• [Records provided]
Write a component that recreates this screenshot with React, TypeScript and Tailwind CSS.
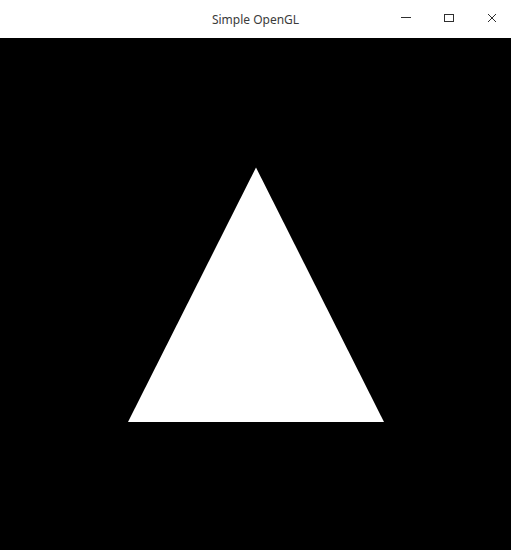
export default function App() {
  return (
    <div className="w-[511px] h-[550px] flex flex-col bg-black overflow-hidden">
      <div className="relative h-[38px] shrink-0 bg-white flex items-center justify-center">
        <span
          className="text-[12px] text-[#3b3b3b] leading-none pt-px"
          style={{ fontFamily: '"Noto Sans", "Open Sans", sans-serif' }}
        >
          Simple OpenGL
        </span>
        <svg width="511" height="38" viewBox="0 0 511 38" className="absolute inset-0">
          <line x1="401" y1="17.5" x2="411" y2="17.5" stroke="#2f2f2f" strokeWidth="1" />
          <rect x="444.5" y="14.5" width="9" height="7" fill="none" stroke="#2f2f2f" strokeWidth="1" />
          <path d="M488 14 L496 22 M496 14 L488 22" stroke="#2f2f2f" strokeWidth="1" />
        </svg>
      </div>
      <div className="flex-1">
        <svg width="511" height="512" viewBox="0 0 511 512" className="block">
          <polygon points="128,384 384,384 256,129.5" fill="#ffffff" />
        </svg>
      </div>
    </div>
  );
}
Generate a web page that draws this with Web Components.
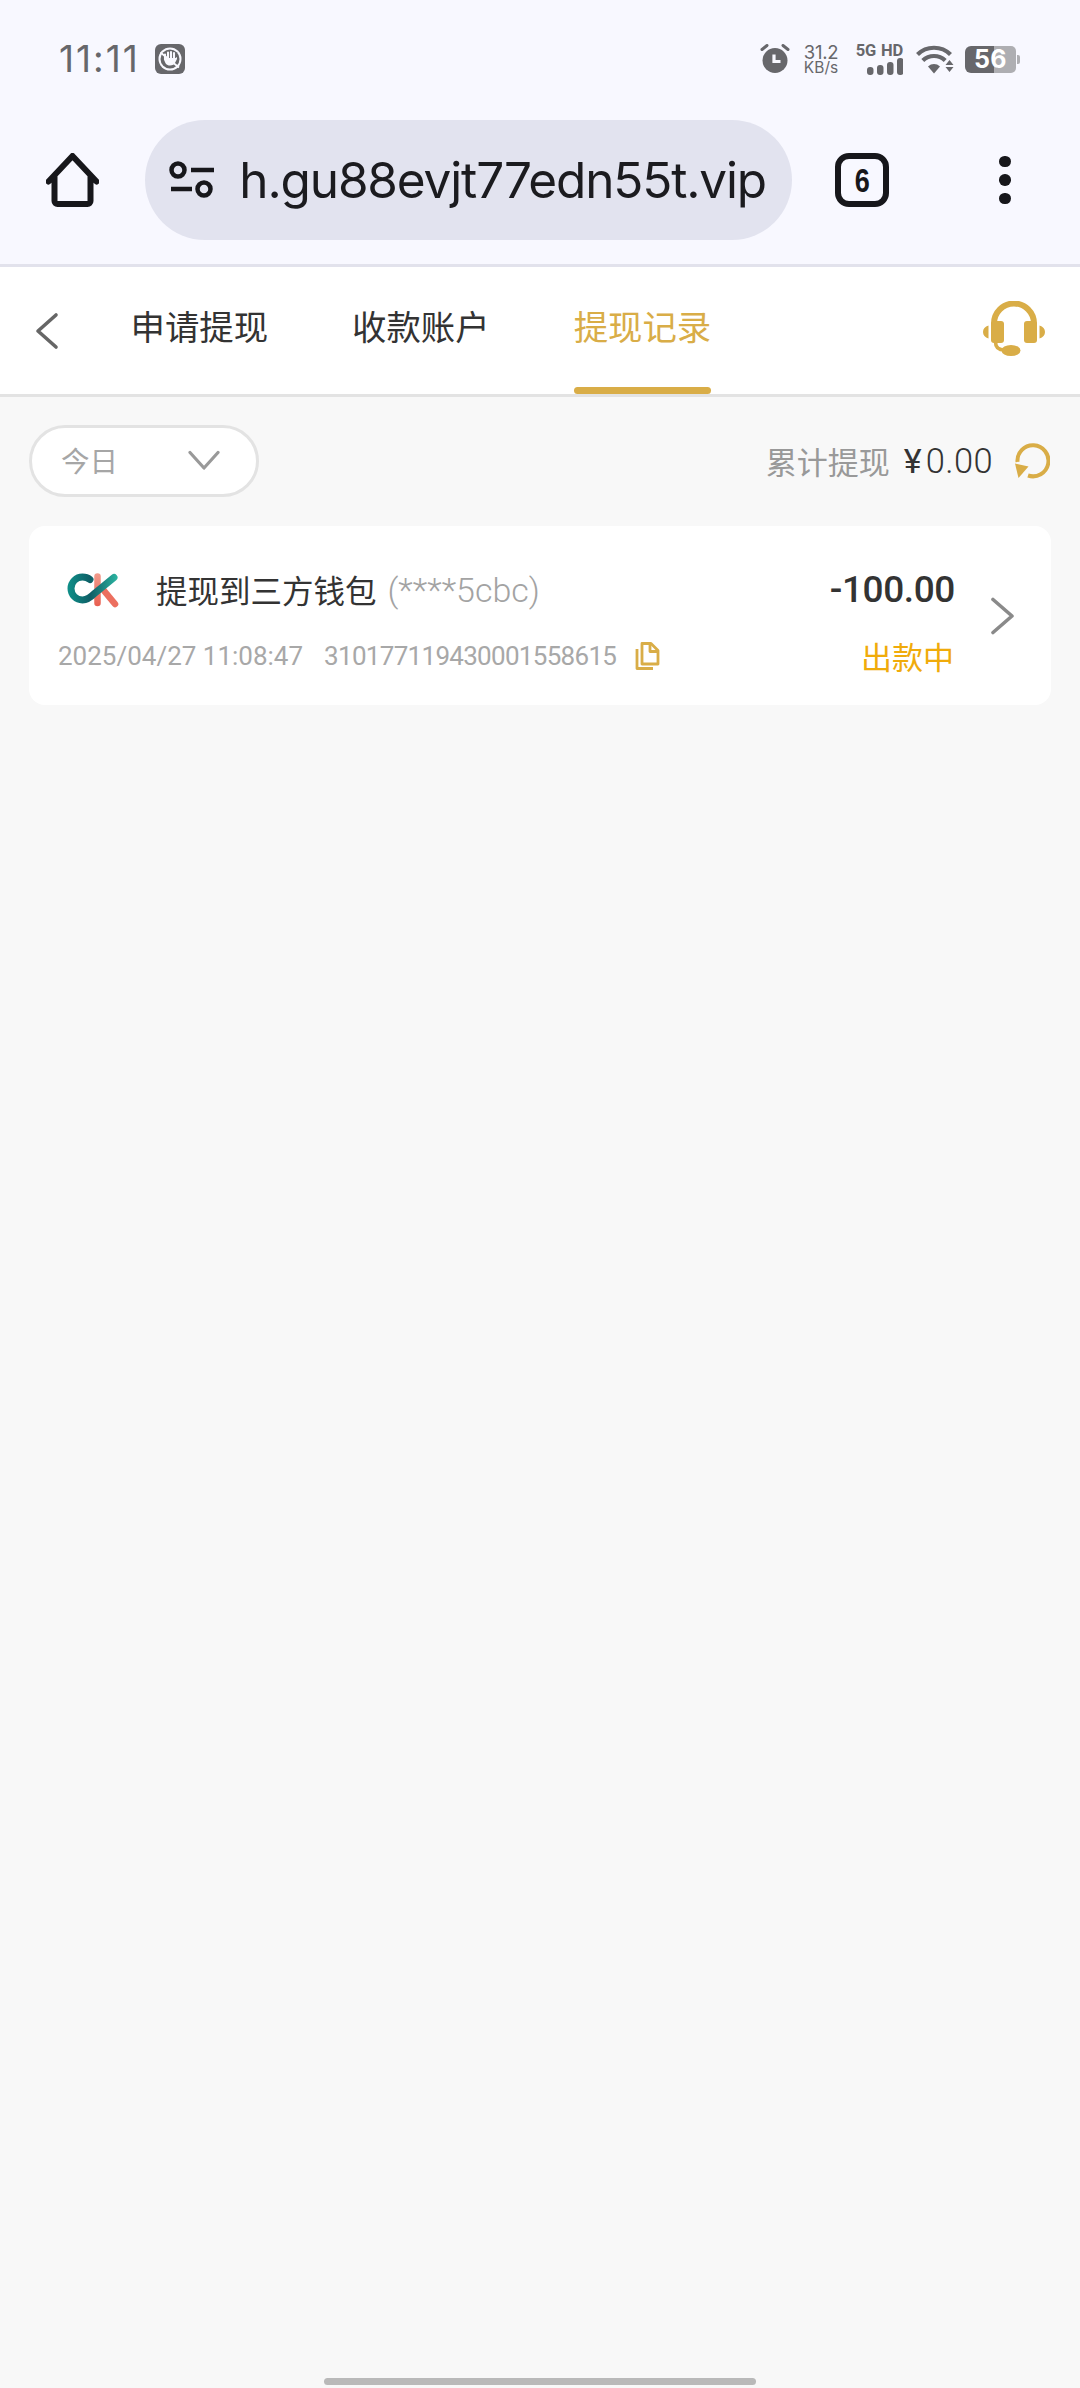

• [Short task] Identify and copy the lines holding the word "with".

• [Answer to the exercise]
Write a component that recreates this screenshot with React, TypeScript and Tailwind CSS.
Generate a web page that draws this with Web Components.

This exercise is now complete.